Some strategies for increasing retention from cohort analysis results include:

  • Targeted promotions and loyalty rewards
  • Coordinated reactivation prompts
  • Small changes to the overall user journey

Many businesses have already reaped the benefits of using cohort analysis to study their customer base, and there are likely many things you can learn about your business from conducting this kind of research.

Improving lifetime value (LTV)

Conducting cohort analysis can help you observe churn patterns over months and years as well. After all, your aim should be maximizing your customer lifetime value for as long a time as possible! Comparing your cohorts to your average churn time and looking at the reasons for cancellation over specific time frames is a good way of highlighting areas in need of improvement.

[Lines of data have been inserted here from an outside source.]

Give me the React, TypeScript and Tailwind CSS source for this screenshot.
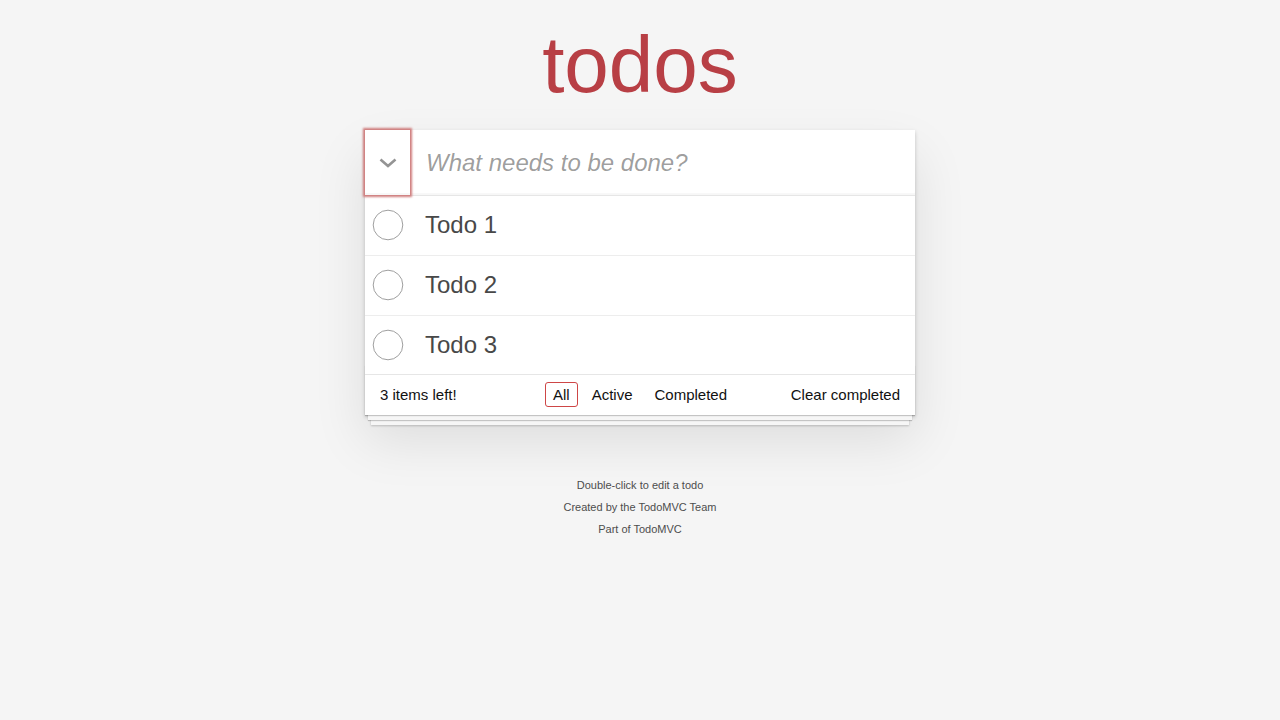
import { FC } from "react";

type Todo = {
    id: number;
    title: string;
};

const todos: Todo[] = [
    { id: 1, title: "Todo 1" },
    { id: 2, title: "Todo 2" },
    { id: 3, title: "Todo 3" },
];

const filters = ["All", "Active", "Completed"];

const Circle: FC = () => (
    <svg width="40" height="40" viewBox="0 0 40 40" className="shrink-0" aria-hidden="true">
        <circle cx="23" cy="20" r="14.8" fill="none" stroke="#949494" strokeWidth="0.9" />
    </svg>
);

const TodoItem: FC<{ todo: Todo }> = ({ todo }) => (
    <li className="relative flex items-center border-b border-[#ededed] last:border-b-0 text-[24px]">
        <div className="absolute inset-y-0 left-0 flex items-center">
            <Circle />
        </div>
        <label className="block w-full py-[15px] pr-[15px] pl-[60px] leading-[1.2] text-[#484848]">
            {todo.title}
        </label>
    </li>
);

export default function App() {
    return (
        <div className="min-h-[720px] bg-[#f5f5f5] font-['Liberation_Sans',Arial,sans-serif] text-[14px] leading-[19.6px] text-[#111111]">
            <div className="mx-auto max-w-[550px] pt-[25px]">
                <h1 className="mb-[25px] h-[80px] text-center text-[80px] leading-[80px] font-normal text-[#b83f45]">
                    todos
                </h1>

                <section className="bg-white shadow-[0_2px_4px_0_rgba(0,0,0,0.2),0_25px_50px_0_rgba(0,0,0,0.1)]">
                    <header className="flex h-[65px] shadow-[inset_0_-2px_1px_rgba(0,0,0,0.03)]">
                        <button className="flex h-[65px] w-[45px] shrink-0 items-center justify-center shadow-[0_0_2px_2px_#cf7d7d]">
                            <svg width="18" height="10" viewBox="0 0 18 10" className="mt-[1px]" aria-hidden="true">
                                <path d="M1.5 1.5 L9 8 L16.5 1.5" fill="none" stroke="#949494" strokeWidth="2.6" />
                            </svg>
                        </button>
                        <input
                            className="h-[65px] flex-1 bg-transparent py-4 pr-4 pl-[16px] text-[24px] leading-[33.6px] text-[#111] outline-none placeholder:italic placeholder:text-[rgba(0,0,0,0.4)]"
                            placeholder="What needs to be done?"
                        />
                    </header>

                    <main className="border-t border-[#e6e6e6]">
                        <ul>
                            {todos.map((todo) => (
                                <TodoItem key={todo.id} todo={todo} />
                            ))}
                        </ul>
                    </main>

                    <footer className="relative grid h-[41px] grid-cols-[1fr_auto_1fr] items-center border-t border-[#e6e6e6] px-[15px] pb-[2px] text-[15px] before:absolute before:inset-x-0 before:bottom-0 before:h-[50px] before:overflow-hidden before:shadow-[0_1px_1px_rgba(0,0,0,0.2),0_8px_0_-3px_#f6f6f6,0_9px_1px_-3px_rgba(0,0,0,0.2),0_16px_0_-6px_#f6f6f6,0_17px_2px_-6px_rgba(0,0,0,0.2)]">
                        <span className="justify-self-start">3 items left!</span>
                        <ul className="relative flex">
                            {filters.map((name) => (
                                <li key={name}>
                                    <a
                                        className={`m-[3px] block rounded-[3px] border px-[7px] py-[3px] leading-[17px] ${
                                            name === "All" ? "border-[#ce4646]" : "border-transparent"
                                        }`}
                                    >
                                        {name}
                                    </a>
                                </li>
                            ))}
                        </ul>
                        <button className="relative justify-self-end text-[15px] leading-[19.6px] text-[#111]">
                            Clear completed
                        </button>
                    </footer>
                </section>

                <footer className="mt-[65px] flex flex-col gap-[11px] text-center text-[11px] leading-[11px] text-[#4d4d4d]">
                    <p>Double-click to edit a todo</p>
                    <p>Created by the TodoMVC Team</p>
                    <p>
                        Part of <a>TodoMVC</a>
                    </p>
                </footer>
            </div>
        </div>
    );
}
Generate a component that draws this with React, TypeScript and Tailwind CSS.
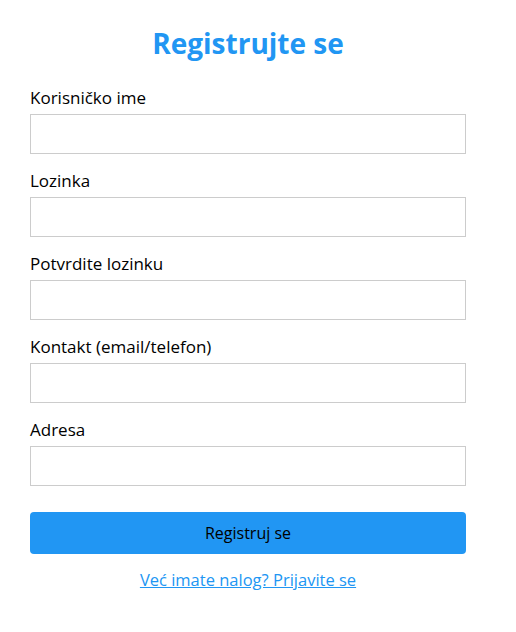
export default function App() {
  return (
    <div className="min-h-screen bg-white font-['Segoe_UI','Open_Sans',sans-serif] text-black">
      <div className="w-[436px] ml-[30px] pt-[24px]">
        <h1 className="text-center text-[28px] font-bold leading-[38px] text-[#2196f3] mb-[24px]">
          Registrujte se
        </h1>
        <form onSubmit={(e) => e.preventDefault()}>
          {['Korisničko ime', 'Lozinka', 'Potvrdite lozinku', 'Kontakt (email/telefon)', 'Adresa'].map((label, i) => (
            <div key={label} className="mb-[15px]">
              <label className="block text-[17px] leading-[24px] mb-[4px]">{label}</label>
              <input
                type={i === 1 || i === 2 ? 'password' : 'text'}
                className="block w-full h-[40px] border border-[#ccc] bg-white outline-none px-2"
              />
            </div>
          ))}
          <button
            type="submit"
            className="mt-[11px] w-full h-[42px] rounded-[4px] bg-[#2196f3] text-[16px] text-black"
          >
            Registruj se
          </button>
          <p className="text-center mt-[14px]">
            <a href="#" className="text-[#2196f3] underline text-[16.5px]">
              Već imate nalog? Prijavite se
            </a>
          </p>
        </form>
      </div>
    </div>
  );
}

If you’re seeing consistent churn over longer periods (across several cohorts), you can take these steps to improve rates of longer-term retention:

  1. Find the drop-off point
  2. Find out the cancellation reasons
  3. Reach out to customers before reaching the drop-off point
  4. Reach out to customers beyond the drop-off point
  5. Send customers a survey form, or utilize online review platforms
  6. Use aggregate review feedback data to incrementally improve retention rate

Cohort analysis vs vanity metrics

With cohort analysis, you avoid so-called vanity metrics, whereby your business data appears positive yet actual user pain points and general areas for improvement remain concealed. Where vanity metrics promote casual ignorance and often inform poor business decisions, cohort analysis works as a method of identifying and tackling problems head-on.

Dividing users into cohorts allows you to record observable trends, and take actionable steps towards rectifying them. Repeat the process regularly, make changes, and measure the results — improvements will eventually come.